From a corporate-finance perspective, a targeted adjusted EBITDA loss range enables more precise cash-flow modeling. Using the midpoint revenue of $133 million, Surf Air’s adjusted EBITDA loss band maps to negative 18.8% to negative 22.6% of revenue; that ratio is a clear benchmark for stress-testing liquidity under different scenarios. Investors evaluating this type of small-cap aviation business should quantify how many months of operating liquidity remain under the new loss assumptions and how sensitive cash burn is to variations in demand, yields, fuel costs, and maintenance events.

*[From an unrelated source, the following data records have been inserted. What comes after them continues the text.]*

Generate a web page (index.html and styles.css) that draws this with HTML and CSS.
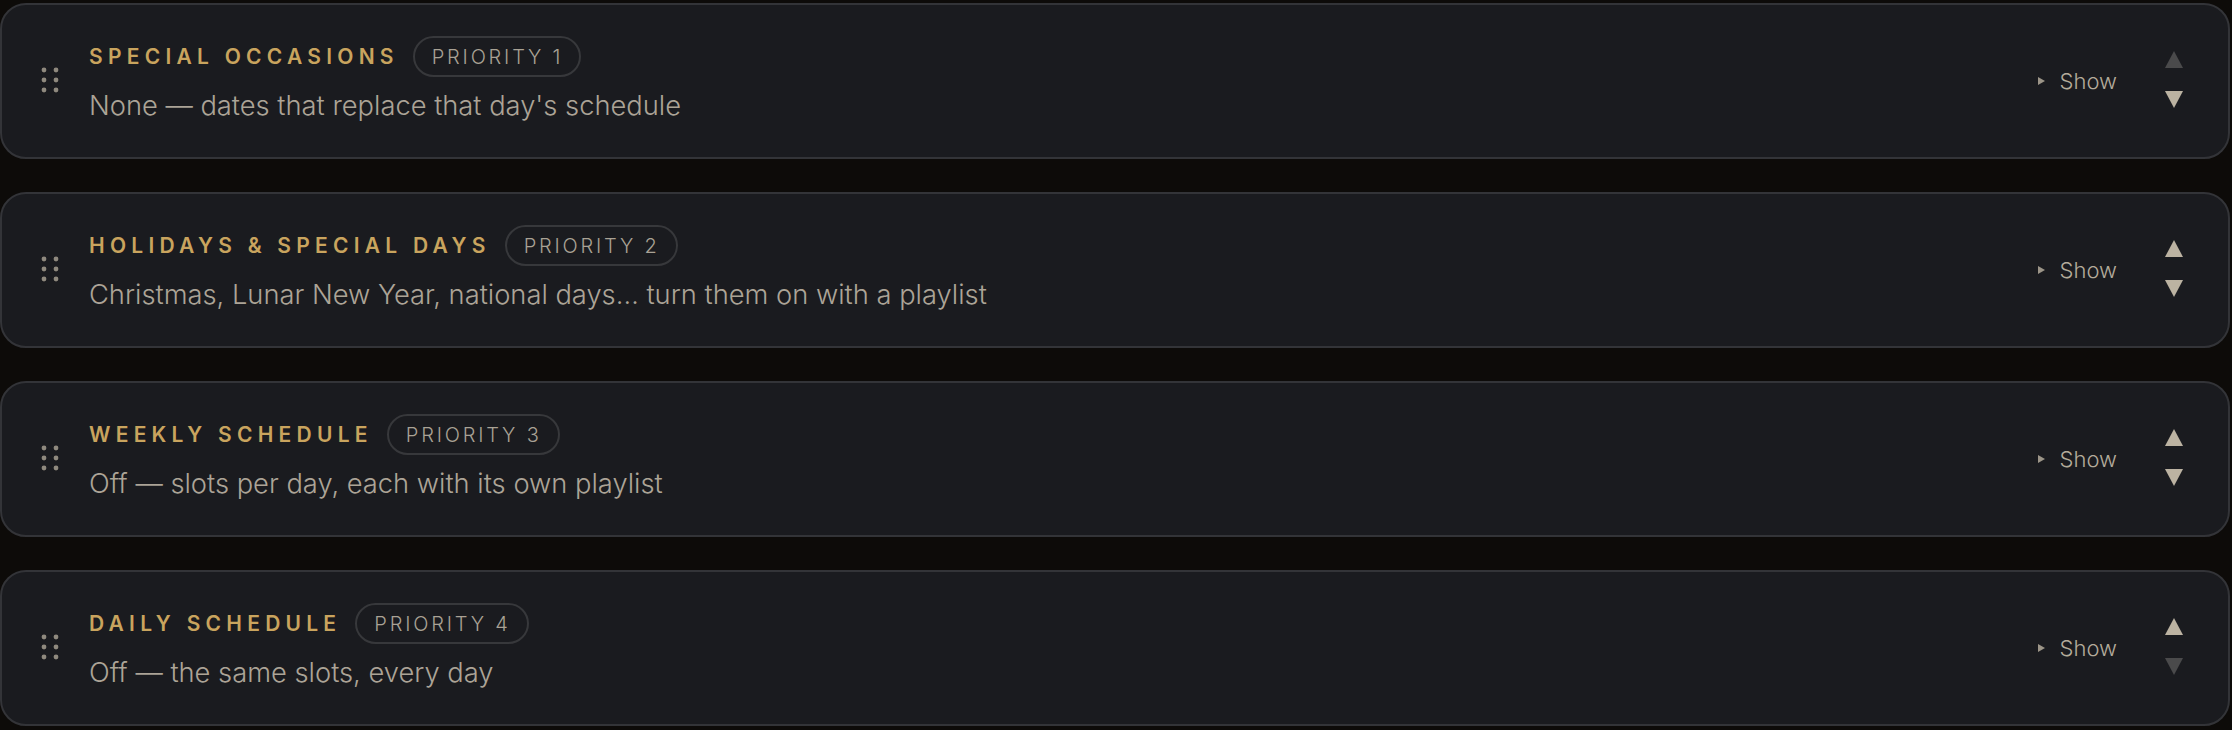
FILE: index.html
```html
<!DOCTYPE html>
<html lang="en">
<head>
<meta charset="utf-8">
<title>Schedule priorities</title>
<link rel="stylesheet" href="styles.css">
</head>
<body>
<main class="list">
  <section class="card">
    <div class="handle"><svg width="18" height="26" viewBox="0 0 18 26"><g fill="currentColor"><circle cx="3" cy="3" r="2.4"/><circle cx="15" cy="3" r="2.4"/><circle cx="3" cy="13" r="2.4"/><circle cx="15" cy="13" r="2.4"/><circle cx="3" cy="23" r="2.4"/><circle cx="15" cy="23" r="2.4"/></g></svg></div>
    <div class="content">
      <div class="head"><h2 class="title">Special occasions</h2><span class="pill">Priority 1</span></div>
      <p class="desc">None — dates that replace that day's schedule</p>
    </div>
    <button class="show"><span class="caret"></span>Show</button>
    <div class="moves">
      <button class="move off"><svg width="18" height="17" viewBox="0 0 18 17"><polygon points="9,0 18,17 0,17" fill="currentColor"/></svg></button>
      <button class="move"><svg width="18" height="17" viewBox="0 0 18 17"><polygon points="0,0 18,0 9,17" fill="currentColor"/></svg></button>
    </div>
  </section>

  <section class="card">
    <div class="handle"><svg width="18" height="26" viewBox="0 0 18 26"><g fill="currentColor"><circle cx="3" cy="3" r="2.4"/><circle cx="15" cy="3" r="2.4"/><circle cx="3" cy="13" r="2.4"/><circle cx="15" cy="13" r="2.4"/><circle cx="3" cy="23" r="2.4"/><circle cx="15" cy="23" r="2.4"/></g></svg></div>
    <div class="content">
      <div class="head"><h2 class="title">Holidays &amp; special days</h2><span class="pill">Priority 2</span></div>
      <p class="desc">Christmas, Lunar New Year, national days… turn them on with a playlist</p>
    </div>
    <button class="show"><span class="caret"></span>Show</button>
    <div class="moves">
      <button class="move"><svg width="18" height="17" viewBox="0 0 18 17"><polygon points="9,0 18,17 0,17" fill="currentColor"/></svg></button>
      <button class="move"><svg width="18" height="17" viewBox="0 0 18 17"><polygon points="0,0 18,0 9,17" fill="currentColor"/></svg></button>
    </div>
  </section>

  <section class="card">
    <div class="handle"><svg width="18" height="26" viewBox="0 0 18 26"><g fill="currentColor"><circle cx="3" cy="3" r="2.4"/><circle cx="15" cy="3" r="2.4"/><circle cx="3" cy="13" r="2.4"/><circle cx="15" cy="13" r="2.4"/><circle cx="3" cy="23" r="2.4"/><circle cx="15" cy="23" r="2.4"/></g></svg></div>
    <div class="content">
      <div class="head"><h2 class="title">Weekly schedule</h2><span class="pill">Priority 3</span></div>
      <p class="desc">Off — slots per day, each with its own playlist</p>
    </div>
    <button class="show"><span class="caret"></span>Show</button>
    <div class="moves">
      <button class="move"><svg width="18" height="17" viewBox="0 0 18 17"><polygon points="9,0 18,17 0,17" fill="currentColor"/></svg></button>
      <button class="move"><svg width="18" height="17" viewBox="0 0 18 17"><polygon points="0,0 18,0 9,17" fill="currentColor"/></svg></button>
    </div>
  </section>

  <section class="card">
    <div class="handle"><svg width="18" height="26" viewBox="0 0 18 26"><g fill="currentColor"><circle cx="3" cy="3" r="2.4"/><circle cx="15" cy="3" r="2.4"/><circle cx="3" cy="13" r="2.4"/><circle cx="15" cy="13" r="2.4"/><circle cx="3" cy="23" r="2.4"/><circle cx="15" cy="23" r="2.4"/></g></svg></div>
    <div class="content">
      <div class="head"><h2 class="title">Daily schedule</h2><span class="pill">Priority 4</span></div>
      <p class="desc">Off — the same slots, every day</p>
    </div>
    <button class="show"><span class="caret"></span>Show</button>
    <div class="moves">
      <button class="move"><svg width="18" height="17" viewBox="0 0 18 17"><polygon points="9,0 18,17 0,17" fill="currentColor"/></svg></button>
      <button class="move off"><svg width="18" height="17" viewBox="0 0 18 17"><polygon points="0,0 18,0 9,17" fill="currentColor"/></svg></button>
    </div>
  </section>
</main>
</body>
</html>
```

FILE: styles.css
```css
html, body {
  margin: 0;
  padding: 0;
  background: #0d0b09;
  font-family: "Inter", "Liberation Sans", sans-serif;
}

.list {
  display: flex;
  flex-direction: column;
  gap: 33px;
  padding: 3px 2px 0 0;
}

.card {
  box-sizing: border-box;
  height: 156px;
  display: flex;
  align-items: center;
  padding: 0 39px 0 39px;
  background: #1a1b1f;
  border: 2px solid #333438;
  border-radius: 26px;
}

.handle {
  width: 18px;
  height: 26px;
  color: #8f897e;
  margin-right: 30px;
  margin-top: -3px;
  display: flex;
}

.content {
  flex: 1;
  display: flex;
  flex-direction: column;
  gap: 11px;
  min-width: 0;
}

.head {
  display: flex;
  align-items: center;
  gap: 14px;
  height: 41px;
  margin-top: -2px;
}

.title {
  margin: 0;
  font-size: 21px;
  font-weight: 600;
  letter-spacing: 0.25em;
  text-transform: uppercase;
  color: #c9a45e;
}

.pill {
  box-sizing: border-box;
  height: 41px;
  display: inline-flex;
  align-items: center;
  padding: 0 16px 0 17px;
  border: 2px solid #37383b;
  border-radius: 21px;
  font-size: 20px;
  font-weight: 300;
  letter-spacing: 0.14em;
  text-transform: uppercase;
  color: #a9a295;
}

.desc {
  margin: 0;
  font-size: 27.3px;
  font-weight: 300;
  line-height: 36px;
  color: #aca497;
}

.show {
  display: flex;
  align-items: center;
  gap: 15px;
  background: none;
  border: 0;
  padding: 0;
  margin-right: 42px;
  font-family: inherit;
  font-size: 22px;
  font-weight: 300;
  color: #b4ab9b;
}

.caret {
  width: 0;
  height: 0;
  border-top: 4px solid transparent;
  border-bottom: 4px solid transparent;
  border-left: 7px solid #9c9588;
}

.moves {
  display: flex;
  flex-direction: column;
  margin-top: -3px;
}

.move {
  width: 30px;
  height: 40px;
  display: flex;
  align-items: center;
  justify-content: center;
  background: none;
  border: 0;
  padding: 0;
  color: #bcb3a2;
}

.move.off {
  color: #4a4a4b;
}
```
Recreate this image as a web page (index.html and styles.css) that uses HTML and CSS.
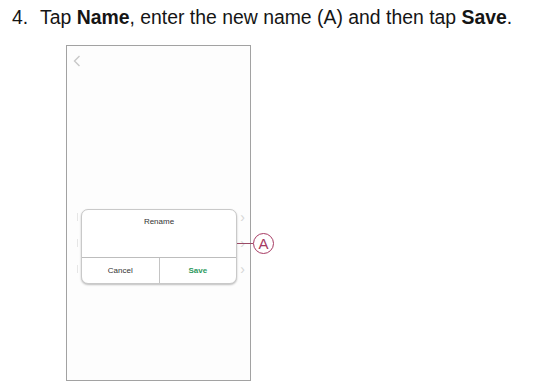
FILE: index.html
```html
<!DOCTYPE html>
<html lang="en">

<head>
  <meta charset="UTF-8" />
  <meta name="viewport" content="width=device-width, initial-scale=1.0" />
  <title>Rename</title>
  <link rel="stylesheet" href="styles.css">
</head>

<body>
  <h1 class="step"><span class="num">4.</span>Tap <strong>Name</strong>, enter the new name (A) and then tap <strong>Save</strong>.</h1>

  <div class="phone">
    <div class="back">
      <svg width="8" height="12" viewBox="0 0 8 12"><path d="M6.5 1 L1.5 6 L6.5 11" fill="none" stroke="#c8c8c8" stroke-width="1.4"/></svg>
    </div>

    <!-- rows behind the dialog -->
    <div class="rows">
      <div class="row"><span class="tick"></span><span class="chev">›</span></div>
      <div class="row"><span class="tick"></span><span class="chev">›</span></div>
      <div class="row"><span class="tick"></span><span class="chev">›</span></div>
    </div>

    <div class="dialog">
      <div class="dialog-title">Rename</div>
      <div class="dialog-actions">
        <div class="action">Cancel</div>
        <div class="action save">Save</div>
      </div>
    </div>

    <div class="callout">
      <span class="callout-line"></span>
      <span class="callout-mark">A</span>
    </div>
  </div>
</body>

</html>
```

FILE: styles.css
```css
body {
  margin: 0;
  background: #fff;
  font-family: 'Liberation Sans', Arial, sans-serif;
}

.step {
  margin: 0;
  padding: 6px 0 0 12px;
  font-size: 19.4px;
  font-weight: normal;
  line-height: 23px;
  color: #151515;
}

.step .num {
  display: inline-block;
  width: 28px;
}

.phone {
  position: relative;
  box-sizing: border-box;
  width: 185px;
  height: 336px;
  margin: 16px 0 0 66px;
  border: 1px solid #a2a2a2;
  background: #fdfdfd;
}

.back {
  padding: 7px 0 0 6px;
  height: 14px;
}

.rows {
  padding-top: 137px;
}

.row {
  display: flex;
  justify-content: space-between;
  align-items: center;
  height: 26px;
  padding: 0 5px 0 10px;
}

.tick {
  width: 1px;
  height: 8px;
  background: #e6e6e6;
}

.chev {
  font-size: 14px;
  color: #d6d6d6;
}

.dialog {
  position: absolute;
  left: 14px;
  top: 163px;
  width: 156px;
  height: 75px;
  box-sizing: border-box;
  background: #fff;
  border-radius: 7px;
  border: 1px solid #c9c9c9;
  box-shadow: 0 1px 2px rgba(0, 0, 0, 0.25);
  display: flex;
  flex-direction: column;
  overflow: hidden;
}

.dialog-title {
  flex: 1;
  text-align: center;
  font-size: 8px;
  color: #333;
  padding-top: 7px;
  border-bottom: 1px solid #bdbdbd;
}

.dialog-actions {
  display: flex;
  height: 25px;
}

.action {
  flex: 1;
  display: flex;
  align-items: center;
  justify-content: center;
  font-size: 8px;
  color: #333;
}

.action + .action {
  border-left: 1px solid #c4c4c4;
}

.save {
  color: #2e9a5e;
  font-weight: bold;
}

.callout {
  position: absolute;
  left: 170px;
  top: 187px;
  display: flex;
  align-items: center;
}

.callout-line {
  width: 16px;
  height: 1px;
  background: #9a4a66;
}

.callout-mark {
  box-sizing: border-box;
  width: 21px;
  height: 21px;
  border: 1px solid #a63a62;
  border-radius: 50%;
  display: flex;
  align-items: center;
  justify-content: center;
  font-size: 15px;
  color: #a63a62;
  background: #fff;
}
```
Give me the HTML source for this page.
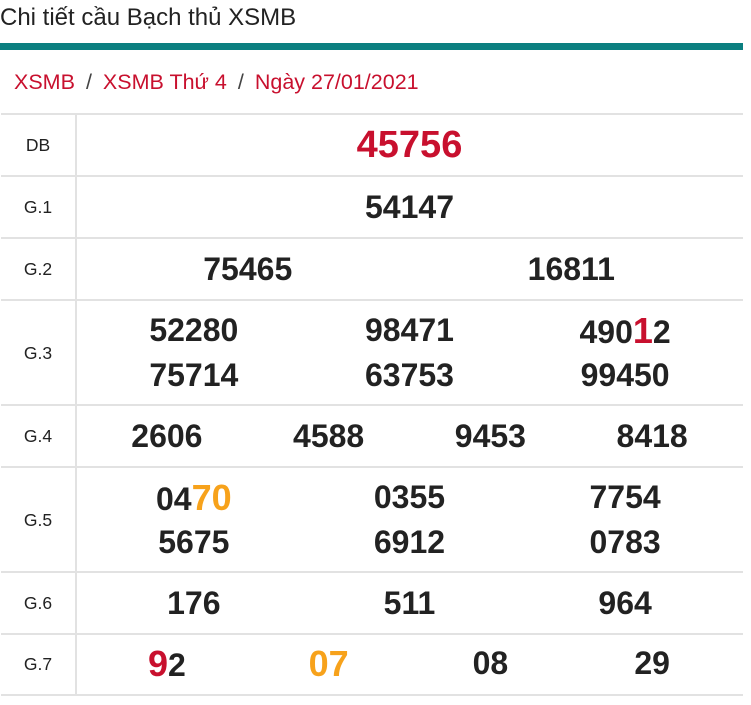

The update should also be read against the company’s capital structure and past financing cadence. Smaller aviation operators have historically relied on frequent equity raises or asset-backed financing to fund fleet expansion and operating losses; a narrower adjusted EBITDA target can reduce—but not eliminate—the need for capital markets access if cash burn is lower than previously modeled. The company did not, in the Seeking Alpha summary, disclose a new financing plan tied to the updated guidance, which leaves the balance-sheet implications to investor models.
Data Deep Dive
Three concrete data points anchor the update: 1) the revenue outlook of $128 million to $138 million for fiscal 2026, 2) the adjusted EBITDA loss target of $25 million to $30 million for 2026, and 3) the announcement date of May 12, 2026, when Seeking Alpha published its summary (Seeking Alpha, May 12, 2026). Those figures allow direct calculation of implied adjusted EBITDA margins at midpoint revenue (-18.8% to -22.6%) and provide a base for cash-burn scenarios. For example, if depreciation, capex and working capital movements are modest, a -$25M EBITDA translates to an annual cash deficit that must be financed via existing liquidity or external capital.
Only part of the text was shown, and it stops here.